Et pourtant, en continuant à chercher, on retrouve bien l’expression du côté de Lacan, mais plutôt d’un commentaire d’Anika Rifflet-Lemaire qu’elle lui consacre, où elle écrit qu’« il a été dit que le mot engendre le meurtre de la chose » et, plus exactement, une seconde fois :

On sait en effet que le mot est le meurtre de la chose et que cette mort est la condition du symbole[5].

Si par cette expression (le mot est le meurtre de la chose) on veut signifier que le mot prend la place de la chose, pour paraphraser la formule, on pourrait donc dire que Kojève est le meurtrier de Hegel, comme Lacan l’est pour Kojève et Lemaire pour Lacan. La chose demeure, mais aux conditions d’une offuscation totale.

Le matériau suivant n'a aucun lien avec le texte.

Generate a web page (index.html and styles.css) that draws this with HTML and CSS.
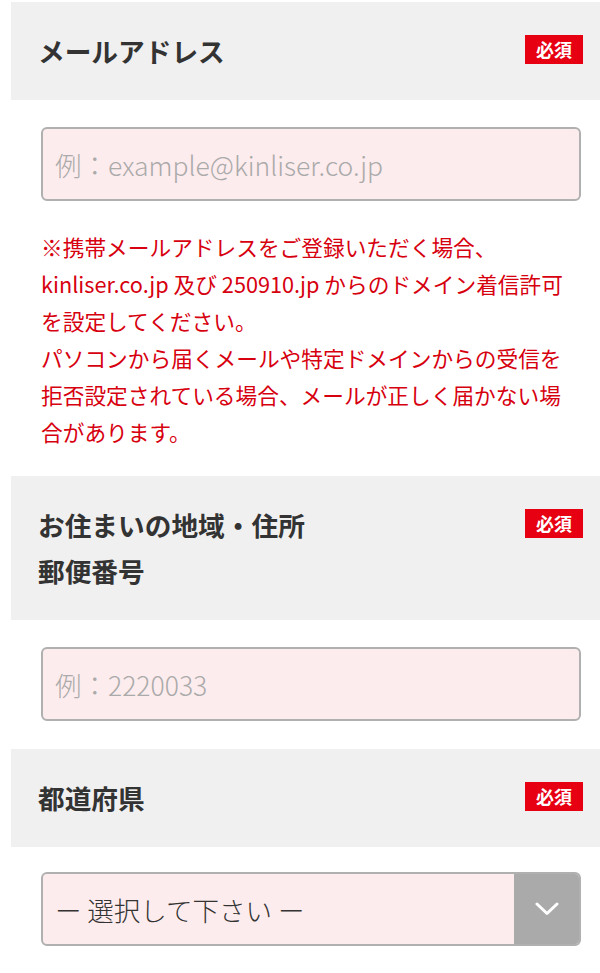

Quant à la formule « le concept est le temps de la chose », celle qui devait être l’origine de « le mot est le meurtre de la chose », je n’ai jamais pu (ou pas encore pu) la retrouver chez Hegel, mais on peut la lire en 1975 dans une question de Thalia Vergopoulo, psychanalyste de nationalité suisse d’origine grecque née au Caire en Égypte, adressée à Lacan dans une conférence sur le symptôme prononcé à Genève : « Il y a quelque chose qui m’a frappé dans le séminaire, par rapport au temps. Le concept est le temps de la chose. » Lacan ne mentionne pas la question du temps dans sa conférence, mais répondra tout de même :

Il faut bien que de temps en temps, je m’exerce à quelque chose de tentatif. Que le concept soit le temps est une idée hégélienne[6].

Par la réponse de Lacan, cette « nouvelle » formule qu’on prend pour l’ancienne, est frappée de la signature « Hegel ». Que doit-on comprendre? Un discours citant est toujours le meurtre d’un autre discours, le discours cité. Avec Lacan retrouvant, dans la formule de Vergopoulo – sans aucun rapport avec la formule sur le meurtre –, un sens hégélien, la boucle du rapport entre la « fausse » formule attribuée à Kojève et la « vraie » attribuée à Hegel est bouclée. Or, la « vraie » formule originelle est, à bien des égards, plus fausse que la « fausse ». L’origine est toujours imaginaire et la signature qu’on veut lui apposer ne vaut que s’il y a quelqu’un pour l’authentifier[7].


Notes

[1] Slavoj Žižek, The Most Sublime Hysteric. Hegel with Lacan, trans. Thomas Scott-Railton, Polity Press, 2014, p. 73.

[2] Vladimir Pinhero Safatle, « Le circuit fétichiste du désir et ses restes », Opção Lacaniana, vol. 26-27, São Paulo, 2000.

[3] Alexandre Kojève, « Huitième conférence : note sur l’éternité, le temps et le concept (suite et fin) », dans Introduction à la lecture de Hegel, Paris, Éditions Gallimard, 1947, p. 372.

[4] Jacques Lacan, « Discours de Rome », prononcé le 26 septembre 1953 pour introduire le rapport « Fonction et champ de la parole et du langage en psychanalyse », publié dans Autres écrits, Paris, Éditions du Seuil, 2001, respectivement aux pp. 150 et 163.

[5] Anika Lemaire, Jacques Lacan, Bruxelles, Éditions Charles Dessart, 1970, respectivement aux p. 142 et 152.

[6] Jacques Lacan, « Le symptôme », conférence prononcée au Centre de psychanalyse Raymond de Saussure de Genève le 4 octobre 1975, introduite par Olivier Flournoy, publiée dans Le Bloc-notes de la psychanalyse, no 5, 1985.

[7] Ce court texte est une reprise d’une longue note de bas de page de ma thèse de doctorat (aux page 157-158), déposé en 2015, mais écrite probablement quelques années auparavant. Je remarque depuis, ce que je n’avais pas vu auparavant, qu’un forum est accessible en ligne où se pose le même problème de l’origine de la citation « le mot est le meurtre de la chose » (sans passer par l’autre formule « le concept est le temps de la chose »). Les interventions dans le forum vont du 10 juin au 1er novembre 2013 (forum du Portail philosophique).